Aus Sicht der Münchner war der Wechsel "unumgänglich". Sie fühlten sich von den Vorgaben der Obi-Spitze um Sergio Giroldi in ihrer unternehmerischen Freiheit eingeengt. Der Streit schaukelte sich hoch. "Wir hatten einen Katalog von Ideen, den Obi nicht bereit war zu verhandeln", sagt HEV-Geschäftsführer Burkhard von Fritsch. In der Folge seien von Obi die ersten Franchiseverträge gekündigt worden.

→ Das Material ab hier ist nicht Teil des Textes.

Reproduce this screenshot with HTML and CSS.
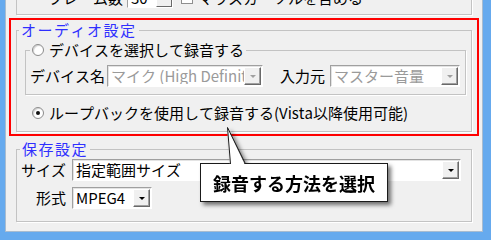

Statt einzuknicken sah sich HEV, die vier Münchner Familien gehört, nach Alternativen um und stieß auf reges Interesse. "Sie ahnen gar nicht, wer alles bereit ist, ein Franchisesystem einzuführen, wenn man die Hälfte des Münchner Marktes im Gepäck hat", sagt von Fritsch. Denn mit mehr als einem Dutzend Märkten ist HEV der unumstrittene Platzhirsch in der bayrischen Heimwerker-Kapitale. Die Wahl fiel auf Hagebau. Das entscheidende Argument: In der genossenschaftlich organisierten Verbundgruppe können Baumarktbetreiber im operativen Geschäft weitgehend nach eigenem Gusto walten.

Bedrohte Tierart

Auch für die Genossen lohnt sich der HEV-Deal. Bisher war Hagebau in München nur mit einem kleineren Standort vertreten. Nun steigt die Kette auf einen Schlag zum Marktführer auf - und zwar in ganz Bayern. Der freundliche Biber, das Werbemaskottchen von Obi, dürfte dagegen in der bayrischen Landeshauptstadt fortan zu den vom Aussterben bedrohten Tierarten gehören. Zudem würden viele Obi-Franchisepartner "den Wechsel von HEV sicherlich mit Interesse verfolgen", deutet Hagebau-Geschäftsführer Kai Kächelein an. Das Gros der Obi-Filialen wird allerdings zentral gesteuert, der Franchiseanteil soll bei unter 30 Prozent liegen.

Dass sich der deutsche Marktführer Obi mit dem Nischendasein in München abfinden wird, ist jedoch unwahrscheinlich. "Wir werden uns sehr, sehr aktiv um München kümmern", kündigt eine Sprecherin an. Drei neue Märkte seien in Planung.